Don’t Drink in Space

Water is great. It nourishes, relieves thirst, cools one off after a run, and is used in countless unhealthy beverages. What’s notable about those particular uses is that they are specific to Earth, for this is the only place in the universe where water is known to occur as a liquid on the surface. Now, that doesn’t preclude the other types of water, namely solid and gaseous, from being found anywhere else. It turns out that they are, and water as a molecule is extremely abundant in space and even, as you’ll find out if you don’t fall asleep, in the farthest reaches of space.

 I Always Thought Marvin Looked Like a Diver

By now, you all probably know that water ice is found on Mars. Just observing the planet, if you are lucky enough to own a telescope, reveals the white north polar ice cap, which is composed of frozen water with a lot more frozen carbon dioxide. It is thought that water once flowed on the ruddy surface of the planet but now it clearly does not. Bummer.

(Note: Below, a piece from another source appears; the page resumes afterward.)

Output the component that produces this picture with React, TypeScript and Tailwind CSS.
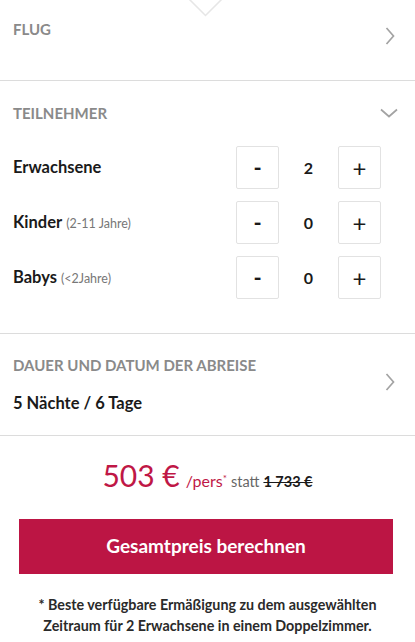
import React, { useState } from "react"

const font = { fontFamily: "Lato, 'Open Sans', sans-serif" }

const ChevronRight = () => (
  <svg width="10" height="18" viewBox="0 0 10 18" fill="none">
    <path d="M1.5 1 L8.5 9 L1.5 17" stroke="#a3a3a3" strokeWidth="1.7" />
  </svg>
)

const ChevronDown = () => (
  <svg width="18" height="10" viewBox="0 0 18 10" fill="none">
    <path d="M1 1.5 L9 8.5 L17 1.5" stroke="#a3a3a3" strokeWidth="1.7" />
  </svg>
)

interface Traveller {
  label: string
  hint?: string
  count: number
}

const Counter: React.FC<{ value: number; onChange: (v: number) => void }> = ({ value, onChange }) => (
  <div className="flex items-center">
    <button
      onClick={() => onChange(Math.max(0, value - 1))}
      className="w-[43px] h-[43px] flex items-center justify-center border border-[#e2e2e2] rounded-[2px] text-[22px] font-bold text-[#1a1a1a] bg-white"
    >
      -
    </button>
    <span className="w-[59px] text-center text-[16px] font-bold text-[#1a1a1a]">{value}</span>
    <button
      onClick={() => onChange(value + 1)}
      className="w-[43px] h-[43px] flex items-center justify-center border border-[#e2e2e2] rounded-[2px] text-[24px] font-normal text-[#1a1a1a] bg-white"
    >
      +
    </button>
  </div>
)

export default function App() {
  const [travellers, setTravellers] = useState<Traveller[]>([
    { label: "Erwachsene", count: 2 },
    { label: "Kinder", hint: "(2-11 Jahre)", count: 0 },
    { label: "Babys", hint: "(<2Jahre)", count: 0 },
  ])

  const update = (i: number, v: number) =>
    setTravellers((t) => t.map((x, j) => (j === i ? { ...x, count: v } : x)))

  return (
    <div className="w-[415px] min-h-[642px] bg-white relative overflow-hidden" style={font}>
      {/* notch from the panel above */}
      <svg className="absolute left-[188px] top-0" width="35" height="18" viewBox="0 0 35 18" fill="none">
        <path d="M1 -1 L17.5 15.5 L34 -1" stroke="#e6e6e6" strokeWidth="1.5" />
      </svg>

      {/* Flug */}
      <div className="h-[81px] flex justify-between items-start pl-[13px] pr-[20px] border-b border-[#dcdcdc]">
        <span className="pt-[19px] text-[15px] leading-[20px] font-bold text-[#8a8a8a] uppercase">Flug</span>
        <span className="pt-[27px]">
          <ChevronRight />
        </span>
      </div>

      {/* Teilnehmer */}
      <div className="pl-[13px] pr-[34px] pt-[22px] pb-[34px] border-b border-[#dcdcdc]">
        <div className="flex justify-between items-center -mr-[17px]">
          <span className="text-[15px] leading-[20px] font-bold text-[#8a8a8a] uppercase">Teilnehmer</span>
          <ChevronDown />
        </div>
        <div className="flex flex-col gap-[12px] mt-[23px]">
          {travellers.map((t, i) => (
            <div key={t.label} className="flex items-center justify-between">
              <span className="text-[16.5px] font-bold text-[#1a1a1a]">
                {t.label}
                {t.hint && <span className="ml-[4px] text-[12.5px] font-normal text-[#777]">{t.hint}</span>}
              </span>
              <Counter value={t.count} onChange={(v) => update(i, v)} />
            </div>
          ))}
        </div>
      </div>

      {/* Dauer */}
      <div className="flex justify-between items-center pl-[13px] pr-[20px] pt-[21px] pb-[20px] border-b border-[#dcdcdc]">
        <div className="flex flex-col gap-[16px]">
          <span className="text-[15px] leading-[20px] font-bold text-[#8a8a8a] uppercase">Dauer und Datum der Abreise</span>
          <span className="text-[16.5px] leading-[24px] font-bold text-[#1a1a1a]">5 Nächte / 6 Tage</span>
        </div>
        <span className="-mt-[6px]">
          <ChevronRight />
        </span>
      </div>

      {/* Preis */}
      <div className="flex items-baseline justify-center pt-[23px]">
        <span className="text-[30px] leading-[32px] font-normal text-[#bf1746]">503 €</span>
        <span className="ml-[6px] text-[16px] text-[#bf1746]">
          /pers<sup className="text-[10px]">*</sup>
        </span>
        <span className="ml-[4px] text-[14.5px] text-[#666]">statt</span>
        <span className="ml-[4px] text-[14.5px] font-bold text-[#1a1a1a] line-through">1 733 €</span>
      </div>

      <button className="mt-[26px] ml-[19px] w-[374px] h-[55px] bg-[#bc1544] text-white text-[19px] font-bold">
        Gesamtpreis berechnen
      </button>

      <p className="mt-[20px] px-[32px] text-center text-[14.3px] leading-[21px] font-bold text-[#2a2a2a]">
        * Beste verfügbare Ermäßigung zu dem ausgewählten Zeitraum für 2 Erwachsene in einem Doppelzimmer.
      </p>
    </div>
  )
}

Water ice, however, does occur in other places, such as Europa, Ganymede, Enceladus, Triton. Pluto, Ceres, comets, and many small bodies in the outer solar system. Fortunately, water ice has a number of interesting properties that enable scientists to detect its presence and make inferences about the makeup and formation of celestial bodies.

Sinking Moons

Recent news from the Saturn system indicates that Enceladus, one of the ringed planet’s larger moons, may possess a liquid water ocean below its surface. It was the properties of water that enabled scientists to even think of presenting their findings. Enceladus’s surface is mostly water ice, which gives it a high albedo. Enceladus’ core, like almost everything else in the Solar System, is made of a dense, hard material known as rock. The different things on Enceladus obviously have different densities, with rock being very dense and the ice not being very dense at all. Note that we have not mentioned what is between the ice and core. Things settle based on their densities, as the age-old experiment with oil and water shows. Therefore, there must be some mass of substance denser than ice but less dense than water, and although Enceladus’ interior is heated it is not hot enough to melt rock, so it is not magma. The only other thing that made sense was liquid water, the necessity for known life, and that is what was sent to the presses a couple of weeks ago.

Elmer’s Ice

But now this is just talking about water in space- why not some chemistry? Research done in the past few decades and years indicates that water is found abundantly in the interstellar medium, including in dust clouds. Water has theall-important quality of being polar, and so it can use that property to hold things together. It turns out that water, in its ice form probably, acts as a glue to hold dust grains together. Dust grains are probably one of the most common things in interstellar space and in the appropriately named dust clouds, which also contain interesting things such as organic compounds and sometimes metals. A lot of dust grains held together can form bodies, which under the force of gravity become round and turn into things like planets and their moons. So, we see the very real power of water as being partly responsible for planetary formation (with gravity).

Water Factories in Space

Although one does not realize this frequently, the water found on Earth was not made here. It came from space. This of course leads to the question of how was such an abundant amount of water made in space, when we can barely detect water in space? Well first off, this process takes a very long time to complete, therefore is not noticeable at any moment. It first started with the Big Bang, after which Hydrogen (one of the most abundant elements in the Universe) was created. The Oxygen was produced at the centers of massive stars and dispersed into space by stellar winds or supernova explosions. The Hydrogen eventually reacted with the Oxygen to form water. However, this reaction cannot take place anywhere. The ideal conditions for said reaction are found in places such as star-forming regions, for example, the Orion Nebula. Some of these newly formed water molecules start to travel out into the cold of interstellar space, where they form ice grains. As stated earlier, they will end up in comets or in planets like our own.

It is interesting to note that, the Orion Nebula is also the site of creation of stars. Although, the distance between our own planet and Orion makes it hard to study it, spectroscopy let scientists deduce many properties of the objects emitting the light, even if they can’t see them clearly. This is how the vapors and other elements in the nebula were discovered.

Cloudy With a Chance of Quasars

 The oxygen that is in water is also very important; as it is a very reactive element. It has the ability to form numerous molecules even considering the makeup of molecular clouds, which are mostly hydrogen but with quite a bit of oxygen and some carbon, so we find that the most common simple compounds are water and carbon monoxide/carbon dioxide. It’s not as if water is even a recent development in the very long history of our universe. Scientists have detected enormous clouds of water vapor around quasars, also known as those tiny little galaxy-things that pre-date galaxies and that were present around 12 billion years ago, or less than 2 billion years after the Big Bang. This means water was already coalescing in huge amounts in less time than it took multicellular life to evolve. There also appears to be a black hole involved, to make things more interesting. What’s more, the cloud is relatively hot (as are quasars in general) but not very dense. This provides more evidence for the role of water in the basic formation of familiar matter objects in the universe, meaning it is extremely pervasive. In the search for life elsewhere, this is helpful information.